The practical difference between a good trip and a right-fit trip
A good Kimberley itinerary will show you spectacular country. A right-fit Kimberley itinerary will match your time, budget, travel style and tolerance for logistics. Those are not small details. They shape whether the trip feels easy and rewarding, or more complicated than it needs to be.
This is where specialist operators tend to stand apart. When a company works within WA, understands the local coastal conditions, and builds schedules around realistic movement through the region, the itinerary usually feels cleaner. You can see that in direct booking structures, clear departure-based planning, and route decisions that favour guest experience rather than unnecessary sea miles.

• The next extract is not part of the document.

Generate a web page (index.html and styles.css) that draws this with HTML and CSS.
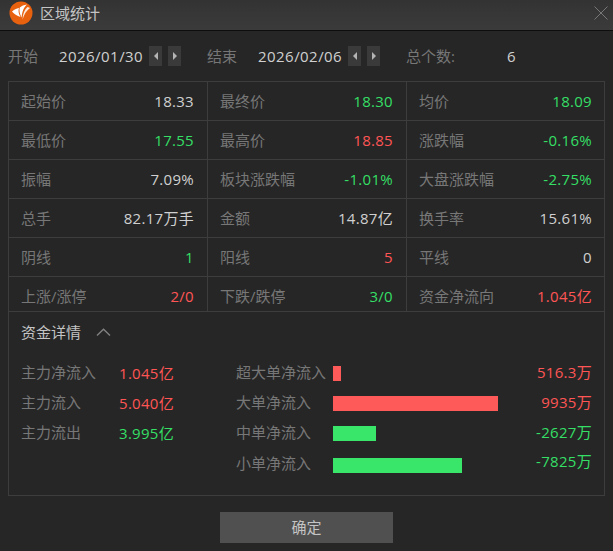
FILE: index.html
```html
<!DOCTYPE html>
<html lang="zh">
<head>
<meta charset="utf-8">
<title>区域统计</title>
<link rel="stylesheet" href="styles.css">
</head>
<body>
<div class="dialog">
  <header class="titlebar">
    <svg class="logo" width="24" height="24" viewBox="0 0 24 24">
      <circle cx="12" cy="12" r="11.5" fill="#e8610f"/>
      <path d="M3 10.5 C5 8.5 7.5 7.6 10 7 C9 9.5 9.5 12.5 11.5 16 C8 15 5 13 3 10.5 Z" fill="#fff"/>
      <path d="M10.8 6.6 C12.5 5 15 3.8 18 3.5 C15 6 13.2 10 12.6 16.5 C10.6 13 10 9.5 10.8 6.6 Z" fill="#fff"/>
      <path d="M18.5 6 C19.5 6.2 20.3 6.6 21 7 C17.5 9.5 15 13.5 13.6 18.5 C13.6 13 15.5 8.5 18.5 6 Z" fill="#fde9da"/>
    </svg>
    <span class="title">区域统计</span>
    <svg class="close" width="14" height="14" viewBox="0 0 14 14">
      <path d="M0.5 0.5 L13.5 13.5 M13.5 0.5 L0.5 13.5" stroke="#777" stroke-width="1" fill="none"/>
    </svg>
  </header>

  <div class="filters">
    <span class="f-label f-start">开始</span>
    <span class="f-date">2026/01/30</span>
    <span class="stepper">
      <button class="step"><svg width="4" height="8" viewBox="0 0 4 8"><path d="M4 0 V8 L0 4 Z" fill="#b4b4b4"/></svg></button>
      <button class="step"><svg width="4" height="8" viewBox="0 0 4 8"><path d="M0 0 V8 L4 4 Z" fill="#b4b4b4"/></svg></button>
    </span>
    <span class="f-label f-end">结束</span>
    <span class="f-date">2026/02/06</span>
    <span class="stepper">
      <button class="step"><svg width="4" height="8" viewBox="0 0 4 8"><path d="M4 0 V8 L0 4 Z" fill="#b4b4b4"/></svg></button>
      <button class="step"><svg width="4" height="8" viewBox="0 0 4 8"><path d="M0 0 V8 L4 4 Z" fill="#b4b4b4"/></svg></button>
    </span>
    <span class="f-label f-total">总个数:</span>
    <span class="f-count">6</span>
  </div>

  <section class="panel">
    <div class="grid">
      <div class="cell"><span class="k">起始价</span><span class="v">18.33</span></div>
      <div class="cell"><span class="k">最终价</span><span class="v down">18.30</span></div>
      <div class="cell"><span class="k">均价</span><span class="v down">18.09</span></div>
      <div class="cell"><span class="k">最低价</span><span class="v down">17.55</span></div>
      <div class="cell"><span class="k">最高价</span><span class="v up">18.85</span></div>
      <div class="cell"><span class="k">涨跌幅</span><span class="v down">-0.16%</span></div>
      <div class="cell"><span class="k">振幅</span><span class="v">7.09%</span></div>
      <div class="cell"><span class="k">板块涨跌幅</span><span class="v down">-1.01%</span></div>
      <div class="cell"><span class="k">大盘涨跌幅</span><span class="v down">-2.75%</span></div>
      <div class="cell"><span class="k">总手</span><span class="v">82.17万手</span></div>
      <div class="cell"><span class="k">金额</span><span class="v">14.87亿</span></div>
      <div class="cell"><span class="k">换手率</span><span class="v">15.61%</span></div>
      <div class="cell"><span class="k">阴线</span><span class="v down">1</span></div>
      <div class="cell"><span class="k">阳线</span><span class="v up">5</span></div>
      <div class="cell"><span class="k">平线</span><span class="v">0</span></div>
      <div class="cell short"><span class="k">上涨/涨停</span><span class="v up">2/0</span></div>
      <div class="cell short"><span class="k">下跌/跌停</span><span class="v down">3/0</span></div>
      <div class="cell short"><span class="k">资金净流向</span><span class="v up">1.045亿</span></div>
    </div>

    <div class="detail">
      <div class="detail-head">
        <span class="detail-title">资金详情</span>
        <svg width="15" height="8" viewBox="0 0 15 8"><path d="M1 7.5 L7.5 1.2 L14 7.5" stroke="#808080" stroke-width="1.4" fill="none"/></svg>
      </div>
      <div class="detail-body">
        <div class="summary">
          <div class="s-row"><span class="k">主力净流入</span><span class="s-val up">1.045亿</span></div>
          <div class="s-row"><span class="k">主力流入</span><span class="s-val up">5.040亿</span></div>
          <div class="s-row"><span class="k">主力流出</span><span class="s-val down">3.995亿</span></div>
        </div>
        <div class="flows">
          <div class="f-row"><span class="k f-name">超大单净流入</span><span class="track"><span class="bar bar-up" style="width:8px"></span></span><span class="v up">516.3万</span></div>
          <div class="f-row"><span class="k f-name">大单净流入</span><span class="track"><span class="bar bar-up" style="width:165px"></span></span><span class="v up">9935万</span></div>
          <div class="f-row"><span class="k f-name">中单净流入</span><span class="track"><span class="bar bar-down" style="width:43px"></span></span><span class="v down">-2627万</span></div>
          <div class="f-row f-last"><span class="k f-name">小单净流入</span><span class="track"><span class="bar bar-down" style="width:129px"></span></span><span class="v down">-7825万</span></div>
        </div>
      </div>
    </div>
  </section>

  <div class="actions"><button class="ok">确定</button></div>
</div>
</body>
</html>
```
FILE: styles.css
```css
* { box-sizing: border-box; }
html, body { margin: 0; padding: 0; }
body {
  width: 613px;
  height: 551px;
  overflow: hidden;
  background: #262626;
  font-family: "Open Sans", "Noto Sans CJK SC", sans-serif;
  font-size: 15px;
  color: #d0d0d0;
}
.dialog { display: flex; flex-direction: column; height: 551px; }

.titlebar {
  height: 31px;
  display: flex;
  align-items: center;
  padding: 0 5px 5px 9px;
  background: linear-gradient(#333333, #3b3b3b);
  border-bottom: 1px solid #0d0d0d;
}
.logo { flex: none; }
.title { margin-left: 7px; font-size: 15px; line-height: 24px; color: #c4c4c4; }
.close { margin-left: auto; margin-right: 0; }

.filters {
  height: 50px;
  display: flex;
  align-items: center;
  padding: 0 0 0 8px;
}
.f-label { color: #777; line-height: 20px; }
.f-date { margin-left: 21px; width: 90px; line-height: 20px; letter-spacing: 0.45px; }
.f-end { margin-left: 26px; }
.f-total { margin-left: 26px; }
.f-count { margin-left: 52px; line-height: 20px; }
.stepper { display: flex; gap: 6px; }
.step {
  width: 13px;
  height: 20px;
  padding: 0;
  border: 0;
  background: #3a3a3a;
  display: flex;
  align-items: center;
  justify-content: center;
}

.panel {
  margin: 0 8px 0 8px;
  height: 415px;
  border: 1px solid #3d3d3d;
}
.grid { display: grid; grid-template-columns: 199px 199px 197px; }
.cell {
  height: 39px;
  display: flex;
  align-items: center;
  justify-content: space-between;
  padding: 0 13px 0 12px;
  line-height: 20px;
  border-right: 1px solid #3d3d3d;
  border-bottom: 1px solid #3d3d3d;
}
.cell:nth-child(3n) { border-right: 0; padding-right: 12px; }
.cell.short { height: 35px; padding-top: 4px; }
.k { color: #777; line-height: 20px; }
.v { line-height: 20px; letter-spacing: 0.3px; }
.s-val { letter-spacing: 0.3px; }
.up { color: #ff5555; }
.down { color: #35df65; }

.detail { padding: 0 12px; }
.detail-head {
  height: 42px;
  display: flex;
  align-items: center;
  gap: 15px;
  padding-bottom: 2px;
}
.detail-title { color: #c4c4c4; line-height: 20px; }

.detail-body { display: flex; padding-top: 4px; }
.summary { width: 215px; flex: none; }
.s-row { height: 30px; display: flex; align-items: center; padding-bottom: 2px; }
.s-row .k { width: 98px; }
.flows { flex: 1; }
.f-row { height: 30px; display: flex; align-items: center; }
.f-row .k, .f-row .v { position: relative; top: -1px; }
.f-last { height: 32px; padding-top: 2px; }
.f-last .k { top: -2px; }
.f-last .v { top: -4px; }
.f-name { width: 97px; flex: none; }
.track { flex: 1; display: flex; }
.bar { display: block; height: 15px; }
.bar-up { background: #ff5a5a; }
.bar-down { background: #3ae66a; }

.actions { padding: 16px 0 0 220px; }
.ok {
  width: 173px;
  height: 31px;
  border: 0;
  padding: 0 0 1px;
  background: #505050;
  color: #c4c4c4;
  font: inherit;
  line-height: 20px;
}
```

Odyssey Expeditions approaches the Kimberley with exactly that mindset – practical access, capable small-ship cruising, and route structures that help guests experience more of the coast without overcomplicating the journey.
Choosing with confidence
If you are still comparing options, the simplest way forward is to decide what you do not want to compromise on. If your priority is a shorter break, look at how efficiently the itinerary uses its days. If your priority is depth, choose the route that gives you more time in the heart of the Kimberley rather than more time getting to and from it.
The Kimberley is too remote and too remarkable to choose by headline alone. Once you understand how the route works, how the transfers are handled, and how the vessel accesses the coastline, the choice usually becomes much clearer. Pick the itinerary that fits the way you travel, and the region does the rest.